How can dual equilibrium frameworks overcome the compensatory skills set extremes which have occurred in Cuba and the U.S.? Both countries currently pose all or nothing scenarios in this regard. Neither the separation of skills sets from business activity in Cuban currency, or the single representation of skills sets in a middle to upper class equilibrium, are able to serve the needs of a population in any overall sense. Oddly, limitations imposed by U.S. government on skills sets, are somehow reminiscent of the limitations on business activity in Cuba. In both instances, the governments personally gain from the arbitrary limitation.

Previously I have suggested that skills utilization can take place without access to international monetary flows in regions which do not have adequate skills representation. However, in this post I particularly needed to stress that this process cannot occur in isolation from business activity. Otherwise, existing wealth and assets only deteriorate over time, because new wealth formations are needed to maintain those which came before.

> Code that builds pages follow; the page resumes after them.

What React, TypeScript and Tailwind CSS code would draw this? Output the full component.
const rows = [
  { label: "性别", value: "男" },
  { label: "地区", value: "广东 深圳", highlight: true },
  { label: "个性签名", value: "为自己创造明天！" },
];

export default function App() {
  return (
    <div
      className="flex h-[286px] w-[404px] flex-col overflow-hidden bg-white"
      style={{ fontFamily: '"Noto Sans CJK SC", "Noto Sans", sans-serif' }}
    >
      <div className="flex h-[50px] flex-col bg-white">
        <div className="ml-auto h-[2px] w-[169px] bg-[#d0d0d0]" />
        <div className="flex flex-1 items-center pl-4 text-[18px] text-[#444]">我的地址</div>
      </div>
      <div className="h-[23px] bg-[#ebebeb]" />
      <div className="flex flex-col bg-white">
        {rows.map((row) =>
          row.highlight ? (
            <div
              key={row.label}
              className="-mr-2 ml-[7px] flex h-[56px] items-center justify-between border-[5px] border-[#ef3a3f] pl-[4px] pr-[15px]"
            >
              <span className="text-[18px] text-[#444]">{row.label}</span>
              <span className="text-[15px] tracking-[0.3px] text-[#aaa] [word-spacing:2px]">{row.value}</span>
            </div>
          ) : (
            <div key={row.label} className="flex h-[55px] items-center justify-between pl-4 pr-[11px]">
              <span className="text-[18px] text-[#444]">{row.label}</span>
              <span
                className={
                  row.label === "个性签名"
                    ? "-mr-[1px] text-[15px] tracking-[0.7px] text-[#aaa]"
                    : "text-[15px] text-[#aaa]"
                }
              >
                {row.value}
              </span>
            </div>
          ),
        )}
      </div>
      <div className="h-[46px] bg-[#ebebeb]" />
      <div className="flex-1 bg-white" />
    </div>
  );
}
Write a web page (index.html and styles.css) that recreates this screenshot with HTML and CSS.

This is why the recognition of time use as a finite component among other resources, is key. If the vast economic difference between finite time use and random resource use is not recognized, the good fortune of monetary windfalls cannot remain in place for infrastructure and maintenance needs when they are most urgent. Services, knowledge use and business formation all have important roles to fulfill in economic activity. But before they can work well together, the delicate balance which exists between them, needs to be acknowledged.